◆ **Stated task**
Pictures within the data are to be left out; everything else must be reproduced exactly.

◆ **Data lines**
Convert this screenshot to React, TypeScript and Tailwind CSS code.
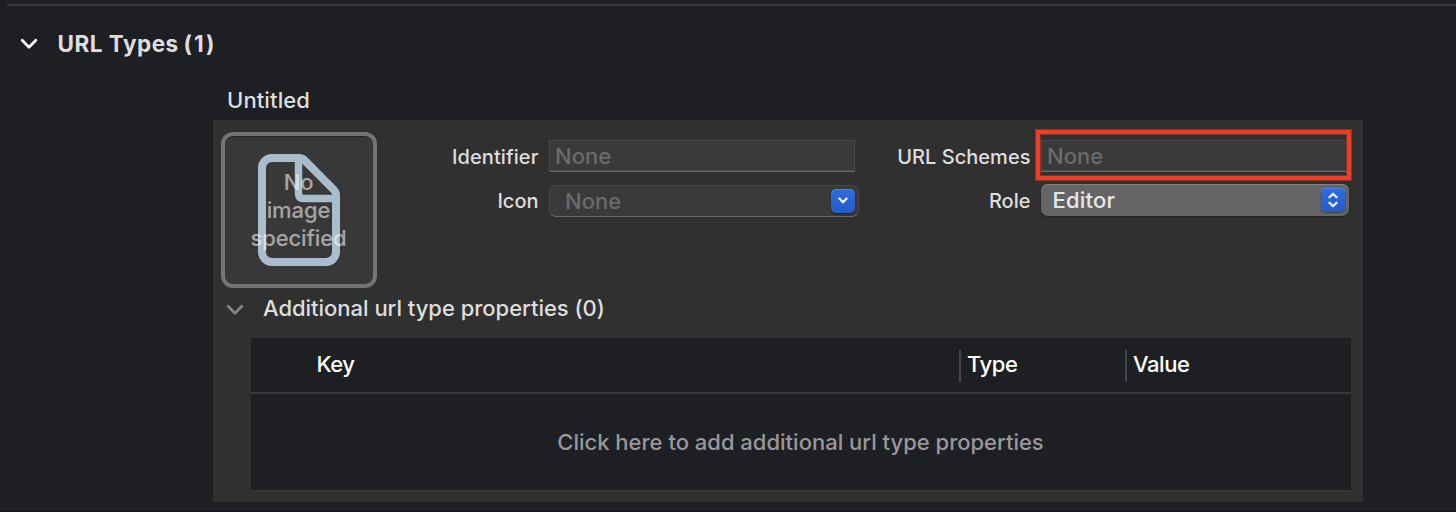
import type { ReactNode } from "react";

function Chevron({ className }: { className: string }) {
  return (
    <svg viewBox="0 0 18 12" className={className} fill="none" stroke="currentColor" strokeLinecap="round" strokeLinejoin="round">
      <path d="M2.200 2.200 9 9.200l6.800-7" strokeWidth="2.700" />
    </svg>
  );
}

function Label({ children, className }: { children: ReactNode; className: string }) {
  return (
    <div className={`shrink-0 pr-[0.500px] text-right text-[20px] font-medium whitespace-nowrap text-[#dedede] ${className}`}>
      {children}
    </div>
  );
}

function ImageWell() {
  return (
    <div className="relative flex size-[156px] shrink-0 items-center justify-center rounded-[12px] border-4 border-[#747474] bg-[#383838] shadow-[inset_0_1px_1px_#242424]">
      <svg viewBox="0 0 82 112" className="h-[112px] w-[82px]" fill="none" stroke="#a9bdcd" strokeWidth="8" strokeLinejoin="round">
        <path d="M14 4H41.500Q44.500 4 46.500 6.200L75.500 35.500Q78 38 78 41V98a10 10 0 0 1-10 10H14a10 10 0 0 1-10-10V14a10 10 0 0 1 10-10Z" />
        <path d="M40.500 5V39.500Q40.500 44.500 45.500 44.500H78" strokeWidth="7.500" />
      </svg>
      <div className="absolute top-[32px] right-px left-0 text-center text-[22px] leading-[28px] font-[450] tracking-[-0.100px] text-white/55">
        No
        <br />
        image
        <br />
        specified
      </div>
    </div>
  );
}

function TextInput() {
  return (
    <div className="h-8 w-[306px] shrink-0 border border-[#484848] border-b-[#6a6a6a] bg-[#3a3a3a] pl-[5px] text-[22px] leading-[31px] font-[450] text-[#6b6b6b] shadow-[inset_0_-1px_0_#4c4c4c]">
      None
    </div>
  );
}

function ComboBox() {
  return (
    <div className="relative flex h-8 w-[310px] shrink-0 items-center justify-between rounded-[7px] border border-[#484848] border-b-[#6a6a6a] bg-[#3a3a3a] pr-[3px] pb-px pl-[15px]">
      <span className="pt-px text-[22px] leading-[29px] font-[450] text-[#6b6b6b]">None</span>
      <span className="flex size-6 items-center justify-center rounded-[5px] bg-linear-to-b from-[#2e6be0] to-[#255bc6] text-[#f1f5fd] shadow-[0_1px_2px_rgba(0,0,0,0.5),inset_0_1px_0_#5085e6]">
        <svg viewBox="0 0 10 7" className="h-[7px] w-[10px]" fill="none" stroke="currentColor" strokeWidth="2.200" strokeLinecap="round" strokeLinejoin="round">
          <path d="M1.400 1.500 5 5.300l3.600-3.800" />
        </svg>
      </span>
    </div>
  );
}

function PopUpButton() {
  return (
    <div className="flex h-8 w-[308px] shrink-0 items-center justify-between rounded-[7px] bg-[#656565] pr-[4px] pl-[11.500px] shadow-[inset_0_1px_0_#838383,0_1px_2px_rgba(0,0,0,0.35)]">
      <span className="text-[22px] leading-8 font-[450] tracking-[0.200px] text-[#e8e8e8]">Editor</span>
      <span className="flex size-6 items-center justify-center rounded-[5px] bg-linear-to-b from-[#2e6be0] to-[#255bc6] text-[#e9effc] shadow-[0_1px_2px_rgba(0,0,0,0.4),inset_0_1px_0_#5085e6]">
        <svg viewBox="0 0 10 16" className="h-4 w-[10px]" fill="none" stroke="currentColor" strokeWidth="2.200" strokeLinecap="round" strokeLinejoin="round">
          <path d="M1.400 5.300 5 1.700l3.600 3.600M1.400 10.700 5 14.300l3.600-3.600" />
        </svg>
      </span>
    </div>
  );
}

function PropertiesTable() {
  return (
    <div className="ml-[38px] h-[154px] w-[1100px] border-b-2 border-[#36353a] bg-[#1e1f23]">
      <div className="flex h-14 items-center border-b-2 border-[#38383c] pt-px text-[22px] leading-8 font-medium text-white">
        <div className="w-[708px] pb-[3px] pl-[65.500px] tracking-[-0.500px]">Key</div>
        <div className="h-8 w-[166px] border-l-2 border-[#424347] pl-[6px] tracking-[-0.400px]">
          <div className="-mt-[2px]">Type</div>
        </div>
        <div className="h-8 border-l-2 border-[#424347] pl-[6px] tracking-[-0.400px]">
          <div className="-mt-[2px]">Value</div>
        </div>
      </div>
      <div className="h-24 pt-8 pr-px text-center text-[22px] leading-8 font-[450] text-[#98989a]">
        Click here to add additional url type properties
      </div>
    </div>
  );
}

export default function App() {
  return (
    <div className="flex h-[512px] w-[1456px] flex-col overflow-hidden border-b border-[#151518] bg-[#1e1f23] pt-1 font-['Inter','Liberation_Sans',sans-serif]">
      <div className="ml-[7px] h-[2px] shrink-0 bg-[#38383c]" />
      <div className="mt-[22px] flex h-8 shrink-0 items-center pl-5">
        <Chevron className="h-3 w-[18px] text-white" />
        <h1 className="ml-[19.500px] text-[22.500px] leading-8 font-bold tracking-[0.500px] whitespace-nowrap text-[#dededf]">
          URL Types <span className="-ml-px tracking-[2px]">(1)</span>
        </h1>
      </div>
      <div className="mt-6 ml-[227px] h-8 shrink-0 text-[22px] leading-8 font-[450] tracking-[0.120px] text-[#dededf]">Untitled</div>
      <div className="mt-1 ml-[213px] h-[382px] w-[1150px] shrink-0 bg-[#303030]">
        <div className="flex pt-3 pl-2">
          <ImageWell />
          <div className="flex flex-col gap-[13px] pt-2">
            <div className="flex h-8">
              <Label className="w-[162px] leading-[34px] tracking-[0.100px]">Identifier</Label>
              <div className="ml-[10px] flex">
                <TextInput />
              </div>
              <Label className="w-[176px] leading-[34px] tracking-[0.030px]">URL Schemes</Label>
              <div className="relative ml-[10px] h-8 w-[306px]">
                <TextInput />
                <div className="absolute -top-[11px] -left-[6px] h-[52px] w-[317px] border border-[#8f3427]">
                  <div className="h-full w-full border-4 border-[#ec3e25] shadow-[inset_0_0_0_1px_#7c3328]" />
                </div>
              </div>
            </div>
            <div className="flex h-8">
              <Label className="w-[162px] leading-8">Icon</Label>
              <div className="ml-[10px] flex">
                <ComboBox />
              </div>
              <Label className="w-[172px] leading-8">Role</Label>
              <div className="-mt-px ml-[10px] flex">
                <PopUpButton />
              </div>
            </div>
          </div>
        </div>
        <div className="mt-1 mb-[14px] flex h-8 items-center pl-[13px]">
          <Chevron className="mt-[3px] h-3 w-[18px] text-[#858585]" />
          <h2 className="ml-[19px] text-[22px] leading-8 font-[450] tracking-[-0.020px] text-[#dedede]">Additional url type properties (0)</h2>
        </div>
        <PropertiesTable />
      </div>
    </div>
  );
}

◆ **Result of the task**
Convert this screenshot to React, TypeScript and Tailwind CSS code.
import type { ReactNode } from "react";

function Chevron({ className }: { className: string }) {
  return (
    <svg viewBox="0 0 18 12" className={className} fill="none" stroke="currentColor" strokeLinecap="round" strokeLinejoin="round">
      <path d="M2.200 2.200 9 9.200l6.800-7" strokeWidth="2.700" />
    </svg>
  );
}

function Label({ children, className }: { children: ReactNode; className: string }) {
  return (
    <div className={`shrink-0 pr-[0.500px] text-right text-[20px] font-medium whitespace-nowrap text-[#dedede] ${className}`}>
      {children}
    </div>
  );
}

function ImageWell() {
  return (
    <div className="relative flex size-[156px] shrink-0 items-center justify-center rounded-[12px] border-4 border-[#747474] bg-[#383838] shadow-[inset_0_1px_1px_#242424]">
      <svg viewBox="0 0 82 112" className="h-[112px] w-[82px]" fill="none" stroke="#a9bdcd" strokeWidth="8" strokeLinejoin="round">
        <path d="M14 4H41.500Q44.500 4 46.500 6.200L75.500 35.500Q78 38 78 41V98a10 10 0 0 1-10 10H14a10 10 0 0 1-10-10V14a10 10 0 0 1 10-10Z" />
        <path d="M40.500 5V39.500Q40.500 44.500 45.500 44.500H78" strokeWidth="7.500" />
      </svg>
      <div className="absolute top-[32px] right-px left-0 text-center text-[22px] leading-[28px] font-[450] tracking-[-0.100px] text-white/55">
        No
        <br />
        image
        <br />
        specified
      </div>
    </div>
  );
}

function TextInput() {
  return (
    <div className="h-8 w-[306px] shrink-0 border border-[#484848] border-b-[#6a6a6a] bg-[#3a3a3a] pl-[5px] text-[22px] leading-[31px] font-[450] text-[#6b6b6b] shadow-[inset_0_-1px_0_#4c4c4c]">
      None
    </div>
  );
}

function ComboBox() {
  return (
    <div className="relative flex h-8 w-[310px] shrink-0 items-center justify-between rounded-[7px] border border-[#484848] border-b-[#6a6a6a] bg-[#3a3a3a] pr-[3px] pb-px pl-[15px]">
      <span className="pt-px text-[22px] leading-[29px] font-[450] text-[#6b6b6b]">None</span>
      <span className="flex size-6 items-center justify-center rounded-[5px] bg-linear-to-b from-[#2e6be0] to-[#255bc6] text-[#f1f5fd] shadow-[0_1px_2px_rgba(0,0,0,0.5),inset_0_1px_0_#5085e6]">
        <svg viewBox="0 0 10 7" className="h-[7px] w-[10px]" fill="none" stroke="currentColor" strokeWidth="2.200" strokeLinecap="round" strokeLinejoin="round">
          <path d="M1.400 1.500 5 5.300l3.600-3.800" />
        </svg>
      </span>
    </div>
  );
}

function PopUpButton() {
  return (
    <div className="flex h-8 w-[308px] shrink-0 items-center justify-between rounded-[7px] bg-[#656565] pr-[4px] pl-[11.500px] shadow-[inset_0_1px_0_#838383,0_1px_2px_rgba(0,0,0,0.35)]">
      <span className="text-[22px] leading-8 font-[450] tracking-[0.200px] text-[#e8e8e8]">Editor</span>
      <span className="flex size-6 items-center justify-center rounded-[5px] bg-linear-to-b from-[#2e6be0] to-[#255bc6] text-[#e9effc] shadow-[0_1px_2px_rgba(0,0,0,0.4),inset_0_1px_0_#5085e6]">
        <svg viewBox="0 0 10 16" className="h-4 w-[10px]" fill="none" stroke="currentColor" strokeWidth="2.200" strokeLinecap="round" strokeLinejoin="round">
          <path d="M1.400 5.300 5 1.700l3.600 3.600M1.400 10.700 5 14.300l3.600-3.600" />
        </svg>
      </span>
    </div>
  );
}

function PropertiesTable() {
  return (
    <div className="ml-[38px] h-[154px] w-[1100px] border-b-2 border-[#36353a] bg-[#1e1f23]">
      <div className="flex h-14 items-center border-b-2 border-[#38383c] pt-px text-[22px] leading-8 font-medium text-white">
        <div className="w-[708px] pb-[3px] pl-[65.500px] tracking-[-0.500px]">Key</div>
        <div className="h-8 w-[166px] border-l-2 border-[#424347] pl-[6px] tracking-[-0.400px]">
          <div className="-mt-[2px]">Type</div>
        </div>
        <div className="h-8 border-l-2 border-[#424347] pl-[6px] tracking-[-0.400px]">
          <div className="-mt-[2px]">Value</div>
        </div>
      </div>
      <div className="h-24 pt-8 pr-px text-center text-[22px] leading-8 font-[450] text-[#98989a]">
        Click here to add additional url type properties
      </div>
    </div>
  );
}

export default function App() {
  return (
    <div className="flex h-[512px] w-[1456px] flex-col overflow-hidden border-b border-[#151518] bg-[#1e1f23] pt-1 font-['Inter','Liberation_Sans',sans-serif]">
      <div className="ml-[7px] h-[2px] shrink-0 bg-[#38383c]" />
      <div className="mt-[22px] flex h-8 shrink-0 items-center pl-5">
        <Chevron className="h-3 w-[18px] text-white" />
        <h1 className="ml-[19.500px] text-[22.500px] leading-8 font-bold tracking-[0.500px] whitespace-nowrap text-[#dededf]">
          URL Types <span className="-ml-px tracking-[2px]">(1)</span>
        </h1>
      </div>
      <div className="mt-6 ml-[227px] h-8 shrink-0 text-[22px] leading-8 font-[450] tracking-[0.120px] text-[#dededf]">Untitled</div>
      <div className="mt-1 ml-[213px] h-[382px] w-[1150px] shrink-0 bg-[#303030]">
        <div className="flex pt-3 pl-2">
          <ImageWell />
          <div className="flex flex-col gap-[13px] pt-2">
            <div className="flex h-8">
              <Label className="w-[162px] leading-[34px] tracking-[0.100px]">Identifier</Label>
              <div className="ml-[10px] flex">
                <TextInput />
              </div>
              <Label className="w-[176px] leading-[34px] tracking-[0.030px]">URL Schemes</Label>
              <div className="relative ml-[10px] h-8 w-[306px]">
                <TextInput />
                <div className="absolute -top-[11px] -left-[6px] h-[52px] w-[317px] border border-[#8f3427]">
                  <div className="h-full w-full border-4 border-[#ec3e25] shadow-[inset_0_0_0_1px_#7c3328]" />
                </div>
              </div>
            </div>
            <div className="flex h-8">
              <Label className="w-[162px] leading-8">Icon</Label>
              <div className="ml-[10px] flex">
                <ComboBox />
              </div>
              <Label className="w-[172px] leading-8">Role</Label>
              <div className="-mt-px ml-[10px] flex">
                <PopUpButton />
              </div>
            </div>
          </div>
        </div>
        <div className="mt-1 mb-[14px] flex h-8 items-center pl-[13px]">
          <Chevron className="mt-[3px] h-3 w-[18px] text-[#858585]" />
          <h2 className="ml-[19px] text-[22px] leading-8 font-[450] tracking-[-0.020px] text-[#dedede]">Additional url type properties (0)</h2>
        </div>
        <PropertiesTable />
      </div>
    </div>
  );
}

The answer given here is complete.